Macroeconomic objectives, such as maintaining a low inflation rate, fostering sustained economic growth, and achieving full employment, also play a crucial role in this analysis. Subsidies can address market failures resulting from positive externalities or imperfect information by either boosting production to more socially optimal levels or encouraging consumers to increase consumption of beneficial goods. Museums, for instance, generate significant positive externalities—ranging from educational enhancement and cultural preservation to economic spillovers that benefit local businesses and tourism sectors. Quantifying these externalities provides a clearer picture of the societal benefits derived from museum subsidies.

However, the effectiveness of museum subsidies must also be weighed against their opportunity costs. Given the scarcity of resources, the funds allocated to museum subsidies could alternatively be directed towards other pressing needs such as healthcare, education, or infrastructure development. The challenge lies in assessing whether the societal benefits from museum subsidies justify their costs, especially when compared to potential returns from alternative investments.
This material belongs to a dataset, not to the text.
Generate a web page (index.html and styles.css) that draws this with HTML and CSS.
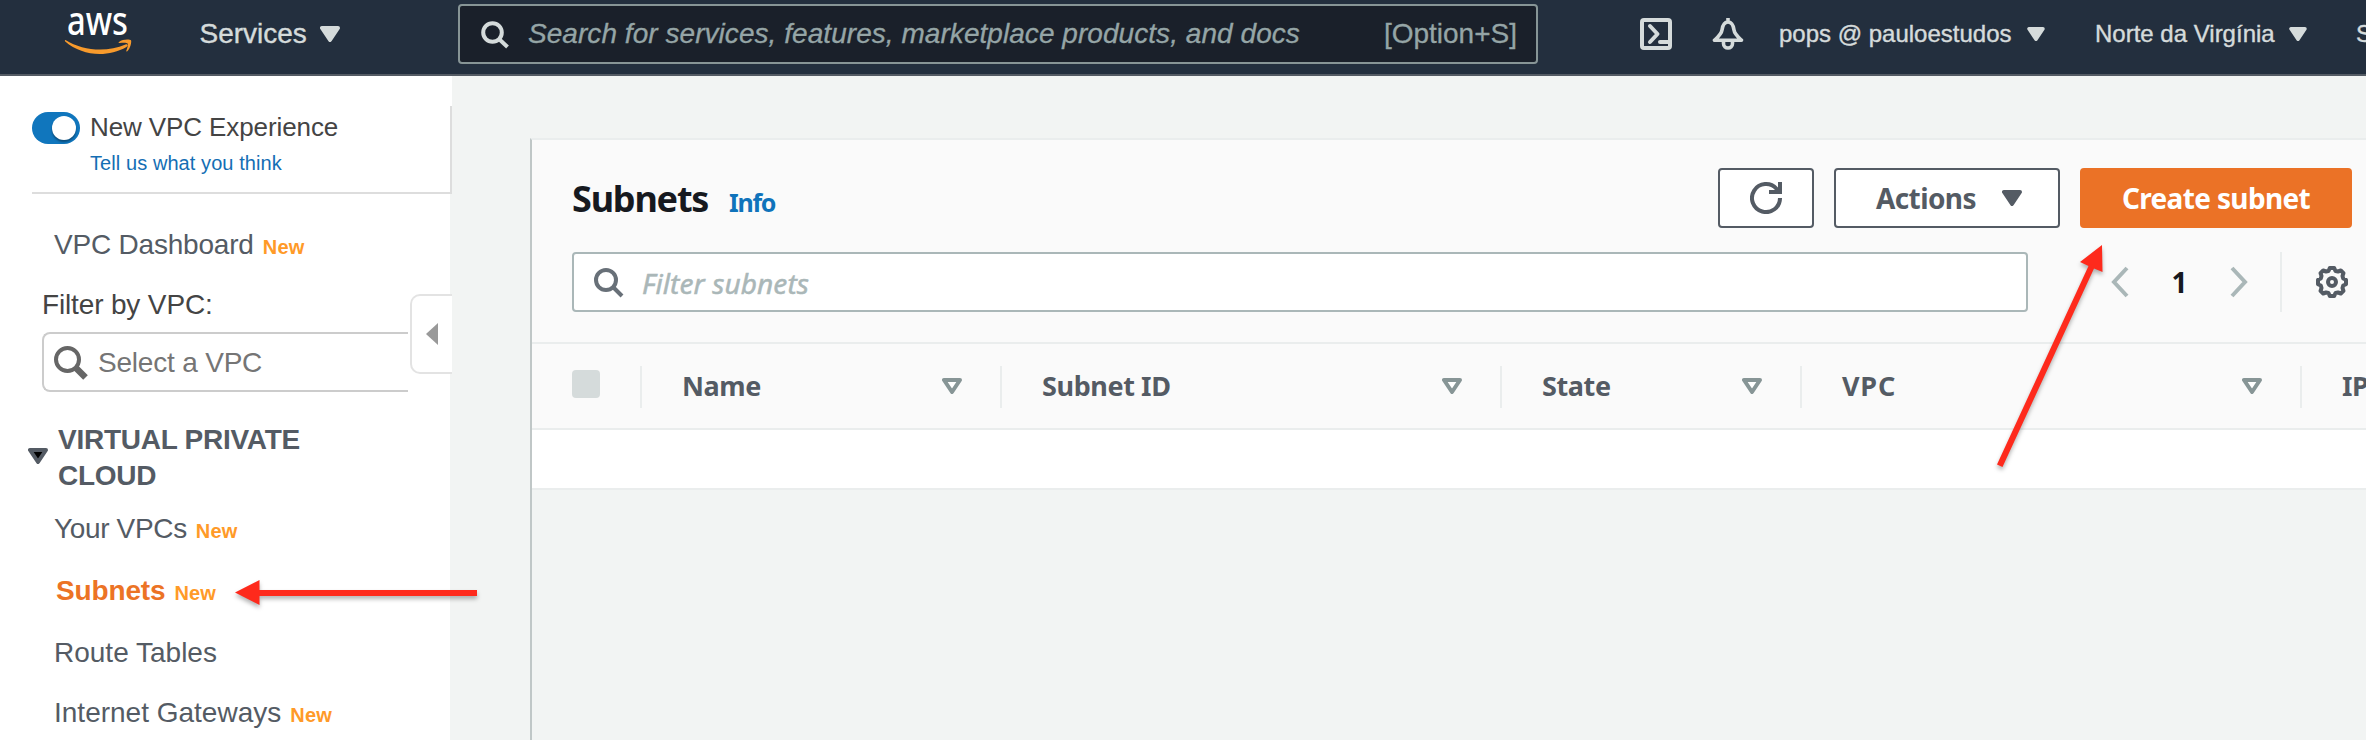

Another critical factor is the fiscal sustainability of museum subsidies. In scenarios where the government faces persistent budget deficits, subsidizing museums could exacerbate fiscal pressures, leading to increased borrowing and higher future repayment costs. This situation underscores the need for fiscal prudence and careful prioritization of government spending.

Moreover, alternative funding models for museums, such as private donations, sponsorships, membership fees, or public-private partnerships, offer viable solutions to alleviate the financial burden on government coffers. These models can provide sustainable funding sources for museums while enabling them to fulfil their societal roles.

In conclusion, while museum subsidies can potentially address issues of efficiency and equity by mitigating market failures and ensuring broader access to cultural and educational resources, a comprehensive analysis must also consider the opportunity costs, fiscal sustainability, and possible alternative funding mechanisms.